As far as boxing careers go, Marcus Browne and Sean Monaghan have trod much different paths. Browne was an amateur standout–the 2012 United States amateur champion at light heavyweight and a member of the U.S. Olympic team during the same year. He turned professional in 2013 and 11 of his 19 professional bouts have been in the Barclays Center in Brooklyn.
Indeed, the Barclays Center opened only two months before Browne made his debut. It is pretty obvious that the Staten Island native has been viewed as a potential hometown star for the arena since the arena began showing boxing cards.
So far Browne is 19-0 with 12 KOs. He knocked out former belt holder Gabriel Gampillo in September 2015 and hard-punching Thomas Williams last February. There is a good argument to rate him in the division’s top 10.

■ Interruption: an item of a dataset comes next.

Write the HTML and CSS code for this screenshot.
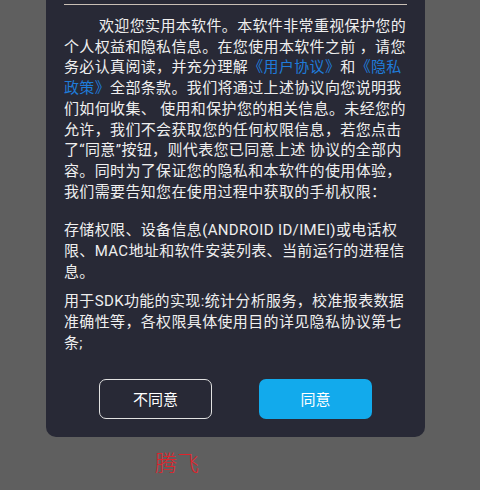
FILE: index.html
```html
<!DOCTYPE html>
<html lang="zh-CN">
<head>
<meta charset="utf-8">
<title>隐私政策</title>
<link rel="stylesheet" href="styles.css">
</head>
<body>
<div class="dialog">
  <div class="divider"></div>
  <div class="content">
    <p class="para intro">欢迎您实用本软件。本软件非常重视保护您的<br>个人权益和隐私信息。在您使用本软件之前 ，请您<br>务必认真阅读，并充分理解<span class="link">《用户协议》</span>和<span class="link">《隐私<br>政策》</span>全部条款。我们将通过上述协议向您说明我<br>们如何收集、 使用和保护您的相关信息。未经您的<br>允许，我们不会获取您的任何权限信息，若您点击<br>了“同意”按钮，则代表您已同意上述 协议的全部内<br>容。同时为了保证您的隐私和本软件的使用体验，<br>我们需要告知您在使用过程中获取的手机权限：</p>
    <p class="para perms">存储权限、设备信息(ANDROID ID/IMEI)或电话权<br>限、MAC地址和软件安装列表、当前运行的进程信<br>息。</p>
    <p class="para sdk">用于SDK功能的实现:统计分析服务，校准报表数据<br>准确性等，各权限具体使用目的详见隐私协议第七<br>条;</p>
  </div>
  <div class="actions">
    <button class="btn btn-outline">不同意</button>
    <button class="btn btn-primary">同意</button>
  </div>
</div>
<div class="brand">腾飞</div>
</body>
</html>
```
FILE: styles.css
```css
html, body {
  margin: 0;
  padding: 0;
}
body {
  width: 480px;
  height: 490px;
  background: #5f5f5f;
  font-family: Roboto, "Noto Sans CJK SC", sans-serif;
  overflow: hidden;
}
.dialog {
  margin-left: 46px;
  width: 379px;
  box-sizing: border-box;
  background: #282936;
  border-radius: 0 0 10px 10px;
  padding: 4px 18px 18px 18px;
}
.divider {
  height: 1px;
  background: #c9bfb5;
}
.content {
  padding-top: 11px;
  color: #efefef;
  font-size: 15px;
  letter-spacing: 0.35px;
  line-height: 20.7px;
}
.para {
  margin: 0;
  white-space: nowrap;
}
.intro {
  text-indent: 35px;
}
.perms {
  margin-top: 18px;
}
.sdk {
  margin-top: 9px;
}
.link {
  color: #1f7bd9;
}
.actions {
  display: flex;
  justify-content: center;
  gap: 47px;
  margin-top: 25px;
}
.btn {
  width: 113px;
  height: 40px;
  box-sizing: border-box;
  border-radius: 7px;
  font-family: Roboto, "Noto Sans CJK SC", sans-serif;
  font-size: 15px;
  color: #ffffff;
  padding: 0;
}
.btn-outline {
  background: transparent;
  border: 1px solid #e2e2e2;
}
.btn-primary {
  background: #12aaec;
  border: none;
}
.brand {
  margin-left: 155px;
  margin-top: 14px;
  font-family: "Liberation Serif", "Noto Sans CJK SC", serif;
  font-size: 22px;
  line-height: 26px;
  color: #e0242c;
  font-weight: 300;
}
```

Monaghan was a bricklayer by trade and entered the professional boxing ranks after less than 20 amateur bouts. He started as a club fighter but had the talent and exciting style to crack the undercard on shows at Madison Square Garden, Boardwalk Hall and the MGM Grand at Foxwoods. I first learned about him when I saw him knock somebody out on the Nonito Donaire-Omar Narvaez card at the Garden’s small room back in 2011. He had a large show of support, even that early in his career.
He has kept winning since then. His record is now 28-0 with 17 KOs and on July 15, he’ll face his local rival, when he meets Browne at Nassau Coliseum.
Browne will represent a significant step up in competition for him–the only truly significant win on his resume is Donavan George, and George is no Marcus Browne.
Still, Monaghan has consistently defeated experienced journeymen and other club-level heroes. He deserves a turn in the spotlight against a contender like Browne.
Browne should win this fight for sure. But Monaghan will show up determined to cash in on his big break. And hardcore fans in the NYC area will have an exciting local rivalry to savor.